## Begin Data supplied

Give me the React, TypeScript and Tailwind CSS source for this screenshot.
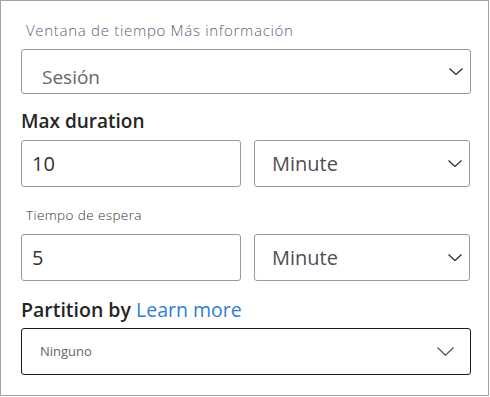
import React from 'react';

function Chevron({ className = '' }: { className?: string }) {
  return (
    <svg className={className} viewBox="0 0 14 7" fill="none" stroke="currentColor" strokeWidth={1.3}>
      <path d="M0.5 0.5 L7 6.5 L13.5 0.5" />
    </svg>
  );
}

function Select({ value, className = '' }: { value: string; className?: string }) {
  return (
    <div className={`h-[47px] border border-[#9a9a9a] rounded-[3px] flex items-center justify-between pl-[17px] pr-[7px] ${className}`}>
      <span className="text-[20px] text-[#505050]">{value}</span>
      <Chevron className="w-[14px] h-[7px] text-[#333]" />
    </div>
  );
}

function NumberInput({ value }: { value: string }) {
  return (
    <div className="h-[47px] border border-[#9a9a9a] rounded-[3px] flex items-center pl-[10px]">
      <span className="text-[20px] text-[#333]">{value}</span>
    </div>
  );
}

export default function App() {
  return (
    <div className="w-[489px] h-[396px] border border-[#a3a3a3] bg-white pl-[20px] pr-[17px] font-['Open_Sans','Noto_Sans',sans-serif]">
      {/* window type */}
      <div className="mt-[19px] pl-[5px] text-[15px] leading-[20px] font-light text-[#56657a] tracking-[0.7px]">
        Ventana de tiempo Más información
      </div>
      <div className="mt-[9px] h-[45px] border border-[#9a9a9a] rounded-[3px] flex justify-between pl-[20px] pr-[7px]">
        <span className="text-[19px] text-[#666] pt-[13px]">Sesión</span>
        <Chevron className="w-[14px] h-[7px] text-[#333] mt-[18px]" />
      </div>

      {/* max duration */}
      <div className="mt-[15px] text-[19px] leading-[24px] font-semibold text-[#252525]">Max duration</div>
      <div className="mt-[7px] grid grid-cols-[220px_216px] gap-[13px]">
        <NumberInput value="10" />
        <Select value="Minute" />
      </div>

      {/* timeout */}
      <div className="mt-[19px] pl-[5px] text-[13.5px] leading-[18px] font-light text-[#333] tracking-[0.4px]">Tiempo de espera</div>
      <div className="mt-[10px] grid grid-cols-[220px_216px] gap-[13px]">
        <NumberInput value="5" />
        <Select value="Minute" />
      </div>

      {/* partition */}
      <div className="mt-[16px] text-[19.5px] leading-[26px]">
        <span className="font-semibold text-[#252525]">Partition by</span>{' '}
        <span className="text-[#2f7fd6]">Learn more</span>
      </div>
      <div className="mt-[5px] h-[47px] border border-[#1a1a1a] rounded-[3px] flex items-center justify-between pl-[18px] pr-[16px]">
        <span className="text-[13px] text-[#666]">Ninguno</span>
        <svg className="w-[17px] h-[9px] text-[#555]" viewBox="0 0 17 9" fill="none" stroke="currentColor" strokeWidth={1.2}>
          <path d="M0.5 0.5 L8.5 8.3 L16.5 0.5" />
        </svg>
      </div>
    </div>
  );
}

## End Data supplied
## Begin Data supplied

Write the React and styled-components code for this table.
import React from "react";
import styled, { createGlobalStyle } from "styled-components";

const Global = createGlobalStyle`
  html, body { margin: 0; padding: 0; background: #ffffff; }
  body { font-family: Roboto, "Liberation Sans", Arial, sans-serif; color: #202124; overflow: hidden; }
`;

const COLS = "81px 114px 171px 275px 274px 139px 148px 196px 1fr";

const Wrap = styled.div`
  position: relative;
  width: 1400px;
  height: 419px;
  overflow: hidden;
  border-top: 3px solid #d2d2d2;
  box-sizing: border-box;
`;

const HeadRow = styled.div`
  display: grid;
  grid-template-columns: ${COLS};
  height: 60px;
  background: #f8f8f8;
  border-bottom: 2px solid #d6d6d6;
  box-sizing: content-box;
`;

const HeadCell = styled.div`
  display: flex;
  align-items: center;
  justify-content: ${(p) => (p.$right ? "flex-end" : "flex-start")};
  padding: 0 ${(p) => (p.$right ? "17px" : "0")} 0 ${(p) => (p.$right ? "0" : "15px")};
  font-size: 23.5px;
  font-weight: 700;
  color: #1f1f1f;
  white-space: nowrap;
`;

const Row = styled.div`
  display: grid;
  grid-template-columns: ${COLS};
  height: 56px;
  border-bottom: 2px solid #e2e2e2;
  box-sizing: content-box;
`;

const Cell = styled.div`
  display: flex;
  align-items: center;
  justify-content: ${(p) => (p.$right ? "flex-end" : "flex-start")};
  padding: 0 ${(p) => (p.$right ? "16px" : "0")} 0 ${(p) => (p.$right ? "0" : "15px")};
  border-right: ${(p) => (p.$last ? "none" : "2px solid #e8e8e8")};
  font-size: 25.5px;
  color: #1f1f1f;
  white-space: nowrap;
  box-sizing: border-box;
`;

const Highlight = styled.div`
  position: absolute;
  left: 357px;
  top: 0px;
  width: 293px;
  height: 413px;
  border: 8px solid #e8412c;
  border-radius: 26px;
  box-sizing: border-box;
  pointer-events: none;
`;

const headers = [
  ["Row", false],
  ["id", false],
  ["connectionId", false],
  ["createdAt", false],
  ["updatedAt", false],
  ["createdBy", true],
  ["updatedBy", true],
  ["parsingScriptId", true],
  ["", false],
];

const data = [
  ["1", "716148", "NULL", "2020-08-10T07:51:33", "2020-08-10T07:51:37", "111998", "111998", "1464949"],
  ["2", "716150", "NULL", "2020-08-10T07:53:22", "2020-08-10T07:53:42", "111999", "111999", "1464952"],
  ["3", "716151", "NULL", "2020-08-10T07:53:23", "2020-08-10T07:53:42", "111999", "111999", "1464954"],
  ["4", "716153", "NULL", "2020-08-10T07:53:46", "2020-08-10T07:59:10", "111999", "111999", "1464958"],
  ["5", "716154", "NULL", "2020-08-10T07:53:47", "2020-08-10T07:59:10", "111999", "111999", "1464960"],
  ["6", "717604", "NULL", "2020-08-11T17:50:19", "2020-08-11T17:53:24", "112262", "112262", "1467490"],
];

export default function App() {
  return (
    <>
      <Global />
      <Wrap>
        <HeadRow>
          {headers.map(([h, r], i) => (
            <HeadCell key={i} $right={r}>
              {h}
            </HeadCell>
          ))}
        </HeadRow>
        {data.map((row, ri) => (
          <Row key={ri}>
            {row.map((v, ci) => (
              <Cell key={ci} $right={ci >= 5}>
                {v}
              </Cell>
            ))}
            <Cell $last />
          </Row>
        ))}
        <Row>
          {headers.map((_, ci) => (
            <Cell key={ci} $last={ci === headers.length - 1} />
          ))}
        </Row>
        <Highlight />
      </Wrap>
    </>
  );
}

## End Data supplied
## Begin Data supplied

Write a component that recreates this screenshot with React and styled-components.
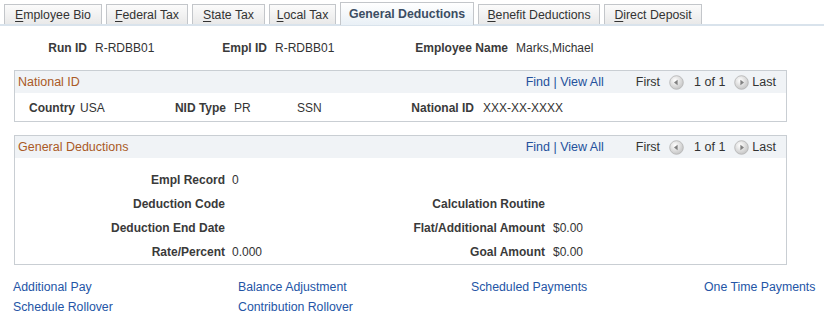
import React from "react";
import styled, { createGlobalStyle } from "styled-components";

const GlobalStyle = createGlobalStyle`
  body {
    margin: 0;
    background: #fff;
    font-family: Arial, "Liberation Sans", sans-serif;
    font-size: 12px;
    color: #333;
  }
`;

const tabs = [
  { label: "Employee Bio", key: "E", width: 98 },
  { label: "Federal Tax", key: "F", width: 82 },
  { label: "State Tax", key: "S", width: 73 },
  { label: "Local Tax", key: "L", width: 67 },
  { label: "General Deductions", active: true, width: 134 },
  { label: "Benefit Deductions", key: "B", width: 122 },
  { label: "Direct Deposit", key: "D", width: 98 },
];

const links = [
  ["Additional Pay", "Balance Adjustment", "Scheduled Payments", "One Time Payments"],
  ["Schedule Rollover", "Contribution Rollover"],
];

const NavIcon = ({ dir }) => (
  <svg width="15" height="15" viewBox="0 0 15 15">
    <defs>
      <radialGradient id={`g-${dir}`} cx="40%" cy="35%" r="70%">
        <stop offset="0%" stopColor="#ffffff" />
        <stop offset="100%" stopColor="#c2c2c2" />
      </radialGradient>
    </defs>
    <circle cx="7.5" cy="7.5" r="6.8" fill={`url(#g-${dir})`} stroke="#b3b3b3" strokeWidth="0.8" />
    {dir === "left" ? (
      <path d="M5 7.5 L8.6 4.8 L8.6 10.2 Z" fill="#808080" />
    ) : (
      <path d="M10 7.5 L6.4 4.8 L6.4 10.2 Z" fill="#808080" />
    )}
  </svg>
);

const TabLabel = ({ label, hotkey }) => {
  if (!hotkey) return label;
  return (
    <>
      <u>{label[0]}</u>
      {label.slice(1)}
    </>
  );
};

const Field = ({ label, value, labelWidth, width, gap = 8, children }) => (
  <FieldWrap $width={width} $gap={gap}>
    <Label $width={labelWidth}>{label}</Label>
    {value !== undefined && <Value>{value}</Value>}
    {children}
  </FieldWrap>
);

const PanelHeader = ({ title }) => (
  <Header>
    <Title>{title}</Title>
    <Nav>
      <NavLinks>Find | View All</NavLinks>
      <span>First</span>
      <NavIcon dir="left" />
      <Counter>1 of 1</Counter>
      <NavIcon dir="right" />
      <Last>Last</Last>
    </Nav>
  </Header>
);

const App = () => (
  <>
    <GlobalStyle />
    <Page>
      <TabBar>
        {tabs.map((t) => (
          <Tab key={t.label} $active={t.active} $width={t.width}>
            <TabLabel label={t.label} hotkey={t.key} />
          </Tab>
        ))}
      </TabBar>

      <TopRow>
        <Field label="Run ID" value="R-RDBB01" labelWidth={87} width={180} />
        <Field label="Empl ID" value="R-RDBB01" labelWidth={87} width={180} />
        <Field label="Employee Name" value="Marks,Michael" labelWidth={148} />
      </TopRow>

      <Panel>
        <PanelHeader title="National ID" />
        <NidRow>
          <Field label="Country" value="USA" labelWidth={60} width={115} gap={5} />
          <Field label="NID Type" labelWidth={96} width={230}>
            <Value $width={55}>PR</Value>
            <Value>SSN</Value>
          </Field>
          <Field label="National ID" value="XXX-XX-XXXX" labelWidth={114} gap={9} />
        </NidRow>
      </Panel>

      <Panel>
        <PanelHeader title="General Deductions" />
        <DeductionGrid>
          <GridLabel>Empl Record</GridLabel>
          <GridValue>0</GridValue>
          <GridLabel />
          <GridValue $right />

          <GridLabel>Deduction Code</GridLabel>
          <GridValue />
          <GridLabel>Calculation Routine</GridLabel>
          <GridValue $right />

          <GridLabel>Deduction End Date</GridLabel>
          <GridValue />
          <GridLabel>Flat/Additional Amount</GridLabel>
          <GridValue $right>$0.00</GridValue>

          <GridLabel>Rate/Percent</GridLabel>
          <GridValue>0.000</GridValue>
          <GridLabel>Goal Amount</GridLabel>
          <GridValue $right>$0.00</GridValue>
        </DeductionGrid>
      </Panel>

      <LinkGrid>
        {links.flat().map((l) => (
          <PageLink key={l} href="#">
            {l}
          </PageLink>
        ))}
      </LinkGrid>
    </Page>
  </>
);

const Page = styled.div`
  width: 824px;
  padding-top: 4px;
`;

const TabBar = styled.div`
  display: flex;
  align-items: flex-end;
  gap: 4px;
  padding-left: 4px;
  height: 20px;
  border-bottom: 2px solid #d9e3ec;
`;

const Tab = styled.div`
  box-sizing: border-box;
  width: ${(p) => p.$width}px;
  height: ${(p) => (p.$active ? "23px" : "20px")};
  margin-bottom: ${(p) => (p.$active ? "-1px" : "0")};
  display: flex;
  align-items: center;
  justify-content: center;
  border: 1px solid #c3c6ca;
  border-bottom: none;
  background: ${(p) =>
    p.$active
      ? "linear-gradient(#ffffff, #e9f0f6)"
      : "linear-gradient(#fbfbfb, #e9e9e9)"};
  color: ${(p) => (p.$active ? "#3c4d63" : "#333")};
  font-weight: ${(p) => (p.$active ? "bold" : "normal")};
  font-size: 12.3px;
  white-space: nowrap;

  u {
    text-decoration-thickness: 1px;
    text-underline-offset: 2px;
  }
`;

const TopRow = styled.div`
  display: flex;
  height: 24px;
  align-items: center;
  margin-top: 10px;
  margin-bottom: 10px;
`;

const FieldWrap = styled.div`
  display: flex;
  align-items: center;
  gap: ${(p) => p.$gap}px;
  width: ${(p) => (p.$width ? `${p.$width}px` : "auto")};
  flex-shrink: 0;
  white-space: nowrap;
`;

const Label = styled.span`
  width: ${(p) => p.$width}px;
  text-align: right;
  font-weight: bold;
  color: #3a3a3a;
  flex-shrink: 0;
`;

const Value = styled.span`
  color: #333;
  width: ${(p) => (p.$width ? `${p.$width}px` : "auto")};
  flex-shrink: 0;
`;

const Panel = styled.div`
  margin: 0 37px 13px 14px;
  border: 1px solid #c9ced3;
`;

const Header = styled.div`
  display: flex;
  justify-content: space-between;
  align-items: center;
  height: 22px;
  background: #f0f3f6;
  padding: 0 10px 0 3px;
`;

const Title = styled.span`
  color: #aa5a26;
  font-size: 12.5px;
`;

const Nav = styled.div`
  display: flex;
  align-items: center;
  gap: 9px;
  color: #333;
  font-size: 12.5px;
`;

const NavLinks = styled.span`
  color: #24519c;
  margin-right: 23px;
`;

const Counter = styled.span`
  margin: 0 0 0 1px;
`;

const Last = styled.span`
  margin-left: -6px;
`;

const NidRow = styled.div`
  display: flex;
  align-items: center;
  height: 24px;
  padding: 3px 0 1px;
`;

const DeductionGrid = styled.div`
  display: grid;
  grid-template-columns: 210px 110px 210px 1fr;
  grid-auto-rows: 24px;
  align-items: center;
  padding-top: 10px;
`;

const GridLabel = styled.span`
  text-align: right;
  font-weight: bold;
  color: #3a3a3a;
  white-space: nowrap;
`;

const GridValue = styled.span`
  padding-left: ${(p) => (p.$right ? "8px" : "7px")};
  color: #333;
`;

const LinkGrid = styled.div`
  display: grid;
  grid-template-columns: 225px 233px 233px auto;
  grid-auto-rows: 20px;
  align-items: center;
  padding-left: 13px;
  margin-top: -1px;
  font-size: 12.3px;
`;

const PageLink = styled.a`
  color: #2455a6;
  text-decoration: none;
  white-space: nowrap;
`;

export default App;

## End Data supplied

▸ Set task
Find how many lines in the listing contain the word "this" and give that count alone.

▸ Result of the exercise
3